● Your goal: Search the listing for "index" and copy every line where it appears.

● Information shown:
::::

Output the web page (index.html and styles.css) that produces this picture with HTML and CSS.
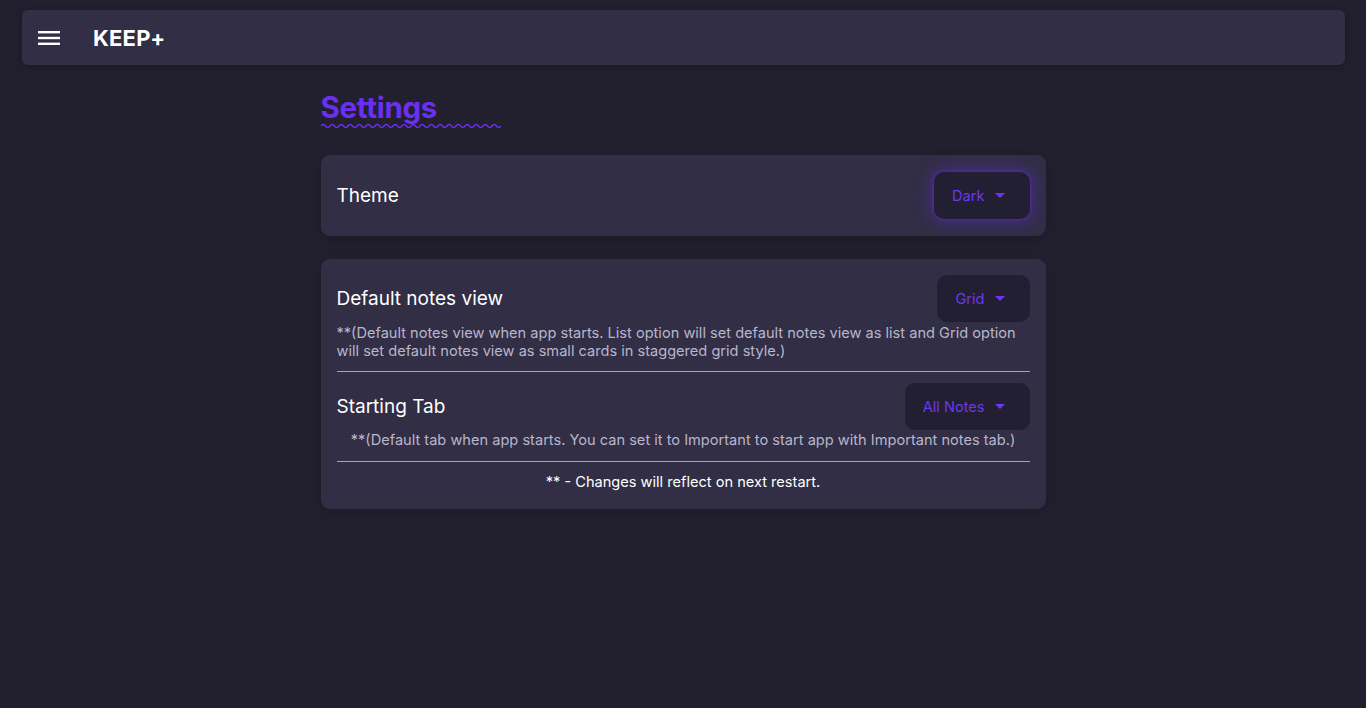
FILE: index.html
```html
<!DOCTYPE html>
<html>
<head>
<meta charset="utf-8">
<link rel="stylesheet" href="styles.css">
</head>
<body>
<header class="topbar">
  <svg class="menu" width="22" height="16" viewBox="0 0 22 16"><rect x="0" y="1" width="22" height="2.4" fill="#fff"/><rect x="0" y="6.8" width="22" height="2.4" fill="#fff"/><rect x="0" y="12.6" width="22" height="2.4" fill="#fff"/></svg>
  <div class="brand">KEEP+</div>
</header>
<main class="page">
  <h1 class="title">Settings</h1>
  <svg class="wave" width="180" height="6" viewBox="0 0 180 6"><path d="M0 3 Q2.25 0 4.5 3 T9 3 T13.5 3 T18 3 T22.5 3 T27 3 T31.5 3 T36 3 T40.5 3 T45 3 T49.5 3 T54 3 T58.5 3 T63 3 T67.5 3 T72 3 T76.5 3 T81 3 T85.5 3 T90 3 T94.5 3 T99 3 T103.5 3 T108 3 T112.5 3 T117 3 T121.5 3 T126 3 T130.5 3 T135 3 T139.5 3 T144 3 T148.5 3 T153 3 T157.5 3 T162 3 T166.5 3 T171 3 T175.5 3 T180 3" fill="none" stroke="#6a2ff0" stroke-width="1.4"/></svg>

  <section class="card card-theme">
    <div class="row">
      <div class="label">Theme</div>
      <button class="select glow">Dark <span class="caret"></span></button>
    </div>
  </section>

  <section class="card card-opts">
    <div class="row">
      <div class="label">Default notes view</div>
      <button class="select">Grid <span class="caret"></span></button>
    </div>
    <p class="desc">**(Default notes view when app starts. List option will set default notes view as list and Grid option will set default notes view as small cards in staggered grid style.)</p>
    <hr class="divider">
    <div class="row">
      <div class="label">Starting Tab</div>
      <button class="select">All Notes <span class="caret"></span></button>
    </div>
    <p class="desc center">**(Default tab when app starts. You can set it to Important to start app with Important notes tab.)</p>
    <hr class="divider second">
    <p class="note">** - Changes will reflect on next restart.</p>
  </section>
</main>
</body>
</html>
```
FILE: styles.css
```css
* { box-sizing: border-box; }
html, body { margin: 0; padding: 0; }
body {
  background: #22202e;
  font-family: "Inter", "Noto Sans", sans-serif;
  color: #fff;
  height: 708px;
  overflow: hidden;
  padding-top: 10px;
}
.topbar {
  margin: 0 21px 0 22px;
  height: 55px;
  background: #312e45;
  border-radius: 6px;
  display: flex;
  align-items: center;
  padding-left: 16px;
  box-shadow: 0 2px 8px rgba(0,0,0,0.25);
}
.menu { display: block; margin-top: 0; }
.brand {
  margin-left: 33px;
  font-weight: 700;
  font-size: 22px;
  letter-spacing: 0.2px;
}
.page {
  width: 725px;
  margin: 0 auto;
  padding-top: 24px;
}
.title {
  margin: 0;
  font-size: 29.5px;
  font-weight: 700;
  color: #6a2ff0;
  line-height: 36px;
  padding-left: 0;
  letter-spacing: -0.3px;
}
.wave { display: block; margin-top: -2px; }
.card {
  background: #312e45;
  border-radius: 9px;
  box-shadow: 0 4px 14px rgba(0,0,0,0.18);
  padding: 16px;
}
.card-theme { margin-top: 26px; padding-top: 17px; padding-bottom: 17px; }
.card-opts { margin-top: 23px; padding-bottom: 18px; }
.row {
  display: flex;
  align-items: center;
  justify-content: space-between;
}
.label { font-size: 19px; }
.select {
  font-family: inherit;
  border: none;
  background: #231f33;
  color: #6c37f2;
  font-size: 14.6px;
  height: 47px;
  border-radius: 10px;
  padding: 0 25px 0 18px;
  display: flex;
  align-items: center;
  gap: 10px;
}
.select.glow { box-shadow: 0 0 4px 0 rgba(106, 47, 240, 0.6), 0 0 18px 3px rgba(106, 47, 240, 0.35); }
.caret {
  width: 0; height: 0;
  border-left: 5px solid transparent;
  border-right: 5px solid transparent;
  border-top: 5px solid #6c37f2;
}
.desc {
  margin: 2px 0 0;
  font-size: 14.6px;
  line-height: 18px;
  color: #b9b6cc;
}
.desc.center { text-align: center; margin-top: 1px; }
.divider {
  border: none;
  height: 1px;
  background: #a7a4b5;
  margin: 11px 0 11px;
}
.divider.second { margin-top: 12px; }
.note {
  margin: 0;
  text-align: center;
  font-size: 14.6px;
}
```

::::

● Task result:
Output the web page (index.html and styles.css) that produces this picture with HTML and CSS.
FILE: index.html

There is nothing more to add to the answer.